Your goal: Locate the lines where "that" occurs and copy them as they stand.

>> start

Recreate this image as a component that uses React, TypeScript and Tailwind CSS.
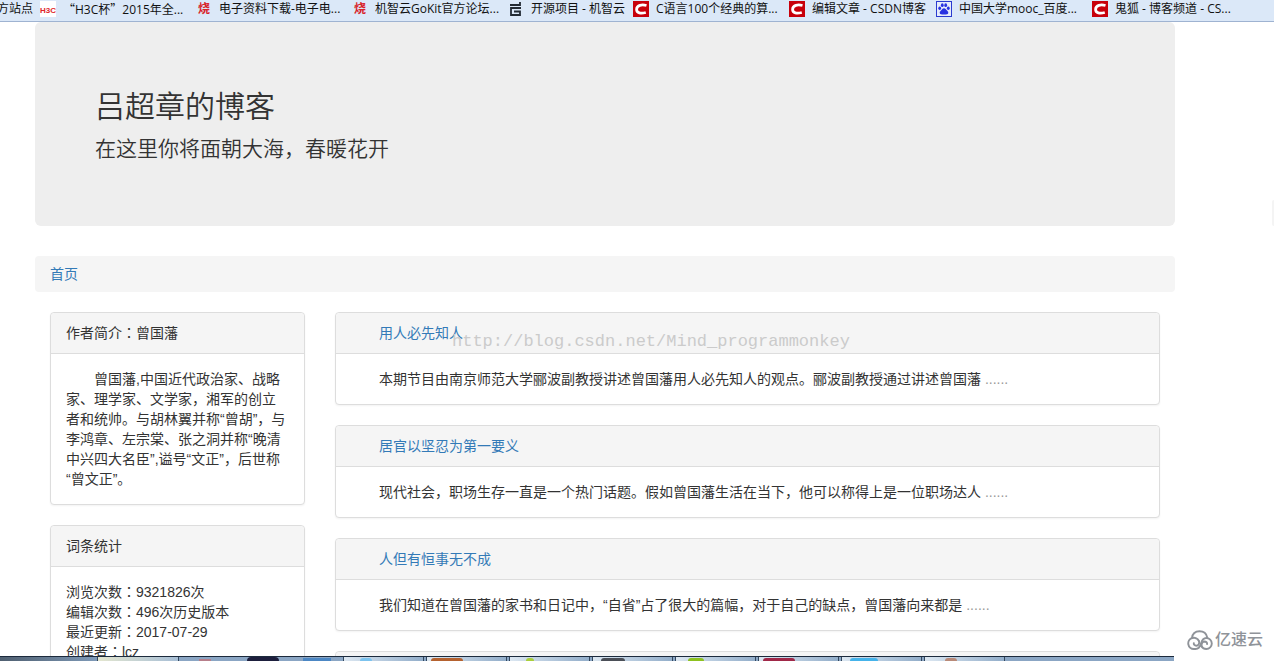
import type { ReactNode } from "react";

const H3cIcon = () => (
  <svg className="size-4 shrink-0 bg-white" viewBox="0 0 16 16">
    <text
      x="8"
      y="12"
      textAnchor="middle"
      fontSize="8"
      fontWeight="bold"
      fill="#e0262b"
      fontFamily="Liberation Sans, sans-serif"
    >
      H3C
    </text>
  </svg>
);

const ShaoIcon = () => (
  <span className="w-4 shrink-0 text-center text-xs leading-4 font-bold text-[#d8232a]">
    烧
  </span>
);

const GizwitsIcon = () => (
  <svg className="size-4 shrink-0" viewBox="0 0 16 16" fill="none">
    <path
      d="M12 1v3H2M13 7H3v7h9v-3.500H6"
      stroke="#222a33"
      strokeWidth="1.800"
    />
  </svg>
);

const CsdnIcon = () => (
  <svg className="size-4 shrink-0 bg-[#c8000b]" viewBox="0 0 16 16" fill="none">
    <path
      d="M13.500 4.500C9 3.300 3.800 4 3.600 8.200C3.500 12.300 8 12.800 12.800 11.500"
      stroke="#fff"
      strokeWidth="2.800"
    />
  </svg>
);

const BaiduIcon = () => (
  <svg className="size-4 shrink-0" viewBox="0 0 16 16">
    <rect x="0.5" y="0.5" width="15" height="15" fill="#e6ecfb" stroke="#2b3bd0" />
    <g fill="#2932e1">
      <ellipse cx="3.700" cy="7.300" rx="1.400" ry="1.800" />
      <ellipse cx="6.300" cy="4.200" rx="1.400" ry="1.900" />
      <ellipse cx="9.700" cy="4.200" rx="1.400" ry="1.900" />
      <ellipse cx="12.300" cy="7.300" rx="1.400" ry="1.800" />
      <path d="M8 7.200c1.400 0 2 1.300 3 2.300s1.500 1.600 1.200 2.800c-.4 1.400-2.200 1.300-4.200 1.300s-3.800.1-4.200-1.300c-.3-1.200.2-1.800 1.200-2.800s1.600-2.300 3-2.300z" />
    </g>
  </svg>
);

// full-width quotation mark
const Quote = ({ children }: { children: string }) => (
  <span className="font-['Noto_Sans_CJK_SC',sans-serif]">{children}</span>
);

// colon centred in its cell
const Colon = () => (
  <span className="font-['Noto_Sans_CJK_TC',sans-serif] leading-none">：</span>
);

const bookmarks: { icon: ReactNode; label: ReactNode; width: string }[] = [
  {
    icon: <H3cIcon />,
    label: (
      <>
        <Quote>“</Quote>H3C杯<Quote>”</Quote>2015年全...
      </>
    ),
    width: "w-[156px]",
  },
  { icon: <ShaoIcon />, label: "电子资料下载-电子电...", width: "w-[156px]" },
  { icon: <ShaoIcon />, label: "机智云GoKit官方论坛...", width: "w-[156px]" },
  { icon: <GizwitsIcon />, label: "开源项目 - 机智云", width: "w-[125px]" },
  { icon: <CsdnIcon />, label: "C语言100个经典的算...", width: "w-[156px]" },
  { icon: <CsdnIcon />, label: "编辑文章 - CSDN博客", width: "w-[147px]" },
  { icon: <BaiduIcon />, label: "中国大学mooc_百度...", width: "w-[156px]" },
  { icon: <CsdnIcon />, label: "鬼狐 - 博客频道 - CS...", width: "w-[156px]" },
];

const articles = [
  {
    title: "用人必先知人",
    text: "本期节目由南京师范大学郦波副教授讲述曾国藩用人必先知人的观点。郦波副教授通过讲述曾国藩",
  },
  {
    title: "居官以坚忍为第一要义",
    text: "现代社会，职场生存一直是一个热门话题。假如曾国藩生活在当下，他可以称得上是一位职场达人",
  },
  {
    title: "人但有恒事无不成",
    text: "我们知道在曾国藩的家书和日记中，“自省”占了很大的篇幅，对于自己的缺点，曾国藩向来都是",
  },
  { title: "", text: "" },
];

const stats = [
  { name: "浏览次数", value: "9321826次" },
  { name: "编辑次数", value: "496次历史版本" },
  { name: "最近更新", value: "2017-07-29" },
  { name: "创建者", value: "lcz" },
];

// top edge of the icon that shows in each task button
const tasks = [
  "ml-4 w-3 bg-[#7cc3ee]",
  "ml-1 w-8 bg-[#b5622f]",
  "ml-4 w-2 bg-[#a9cf3a]",
  "ml-2 w-6 bg-[#4b4f57]",
  "ml-3 w-4 bg-[#8dc21f]",
  "ml-1 w-8 bg-[#a02848]",
  "ml-2 w-7 bg-[#45b3ea]",
  "ml-5 w-3 bg-[#b98a78]",
];

function BookmarkBar() {
  return (
    <nav className="flex h-[22px] shrink-0 items-start overflow-hidden whitespace-nowrap border-b border-[#9fb3d1] bg-[#dbe8f8] font-['Open_Sans','Noto_Sans_CJK_SC',sans-serif] text-xs leading-[17px] text-[#111]">
      <a href="#" className="flex w-10 shrink-0 justify-end pr-[7px]">
        方站点
      </a>
      {bookmarks.map((b, i) => (
        <a
          key={i}
          href="#"
          className={`flex h-[17px] shrink-0 items-center gap-[7px] ${b.width}`}
        >
          {b.icon}
          <span>{b.label}</span>
        </a>
      ))}
    </nav>
  );
}

function Panel({ title, children }: { title: ReactNode; children: ReactNode }) {
  return (
    <section className="mb-5 rounded border border-[#ddd] bg-white shadow-xs">
      <h3 className="min-h-[41px] rounded-t border-b border-[#ddd] bg-[#f5f5f5] px-[15px] py-[10px]">
        {title}
      </h3>
      <div className="p-[15px]">{children}</div>
    </section>
  );
}

function Taskbar() {
  return (
    <footer className="mr-[100px] flex h-[5px] shrink-0 items-stretch overflow-hidden border-t border-[#1c2a3c] bg-[#8ba6c4]">
      <div className="w-[97px] shrink-0 bg-linear-to-r from-[#4f5f70] to-[#7f9ab8]"></div>
      <div className="w-[82px] shrink-0 border-x border-[#33475e] bg-linear-to-r from-[#e4e6cf] to-[#a8bfd6]"></div>
      <div className="flex w-[164px] shrink-0 items-end">
        <div className="ml-5 h-[2px] w-3 bg-[#b77f8b]"></div>
        <div className="ml-9 h-1 w-8 rounded-t bg-[#1d1f3d]"></div>
        <div className="ml-6 h-[3px] w-7 bg-[#4c87c4]"></div>
      </div>
      {tasks.map((t) => (
        <div
          key={t}
          className="mr-[2px] flex w-[81px] shrink-0 items-end border-x border-[#33475e] bg-linear-to-r from-[#dce7f1] to-[#93aeca]"
        >
          <div className={`h-[3px] rounded-t ${t}`}></div>
        </div>
      ))}
    </footer>
  );
}

function CloudLogo() {
  return (
    <div className="absolute right-[11px] bottom-[9px] flex items-center gap-[2px] text-base leading-6 font-medium text-[#8f9399]">
      <svg
        className="h-5 w-[26px]"
        viewBox="0 0 26 20"
        fill="none"
        stroke="currentColor"
        strokeWidth="1.900"
        strokeLinecap="round"
      >
        <path d="M5 8C5.500 3.800 8.500 1.200 12.500 1.200c4 0 7 2.600 7.700 6.200" />
        <path d="M12 11.200A5.600 5.600 0 1 0 7 19h1.500c3.500 0 4.700-2.500 5.500-5.500C15 10 16.500 8 19.300 8a5.500 5.500 0 0 1 0 11c-2.300 0-3.800-1-4.600-2.500" />
        <path d="M12 11.200c.8 2.300-.6 4.500-2.700 4.500-1.700 0-2.700-1.200-2.500-2.600" />
        <path d="M14.700 16.500c-.6-2.600.7-4.900 2.800-5 1.700 0 2.800 1.100 2.600 2.600" />
      </svg>
      <span>亿速云</span>
    </div>
  );
}

export default function App() {
  return (
    <div className="relative flex h-screen flex-col overflow-hidden bg-white font-['Liberation_Sans','Noto_Sans_CJK_SC',sans-serif] text-sm leading-5 text-[#333]">
      <BookmarkBar />
      <main className="min-h-0 flex-1 overflow-hidden pr-[99px] pl-[35px]">
        <header className="mb-[30px] rounded-md bg-[#eee] px-[60px] pt-[68px] pb-[62px]">
          <h1 className="mb-[11px] text-3xl leading-[33px] font-[350]">
            吕超章的博客
          </h1>
          <p className="text-[21px] leading-[30px] font-[350]">
            在这里你将面朝大海，春暖花开
          </p>
        </header>
        <nav className="mb-5 rounded bg-[#f5f5f5] px-[15px] py-2">
          <a href="#" className="text-[#337ab7]">
            首页
          </a>
        </nav>
        <div className="flex">
          <aside className="w-1/4 px-[15px]">
            <Panel
              title={
                <>
                  作者简介
                  <Colon />
                  曾国藩
                </>
              }
            >
              <p className="indent-7">
                曾国藩,中国近代政治家、战略家、理学家、文学家，湘军的创立者和统帅。与胡林翼并称“曾胡”，与李鸿章、左宗棠、张之洞并称“晚清中兴四大名臣”,谥号“文正”，后世称
                <br />
                “曾文正”。
              </p>
            </Panel>
            <Panel title="词条统计">
              <ul>
                {stats.map((s) => (
                  <li key={s.name}>
                    {s.name}
                    <Colon />
                    {s.value}
                  </li>
                ))}
              </ul>
            </Panel>
          </aside>
          <div className="relative w-3/4 px-[15px]">
            {articles.map((a) => (
              <Panel
                key={a.title}
                title={
                  <a href="#" className="ml-7 text-[#337ab7]">
                    {a.title}
                  </a>
                }
              >
                <p className="indent-7">
                  {a.text}{" "}
                  {a.text && (
                    <a href="#" className="text-[#999]">
                      ......
                    </a>
                  )}
                </p>
              </Panel>
            ))}
            <span className="absolute top-5 left-[132px] font-['Liberation_Mono',monospace] text-[17px] text-[#cbcbcb]">
              http://blog.csdn.net/Mind_programmonkey
            </span>
          </div>
        </div>
      </main>
      <Taskbar />
      <div className="absolute top-[200px] right-0 h-[26px] w-[2px] rounded-l bg-[#f4f4f4]"></div>
      <CloudLogo />
    </div>
  );
}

>> end

Solution:
Recreate this image as a component that uses React, TypeScript and Tailwind CSS.
// top edge of the icon that shows in each task button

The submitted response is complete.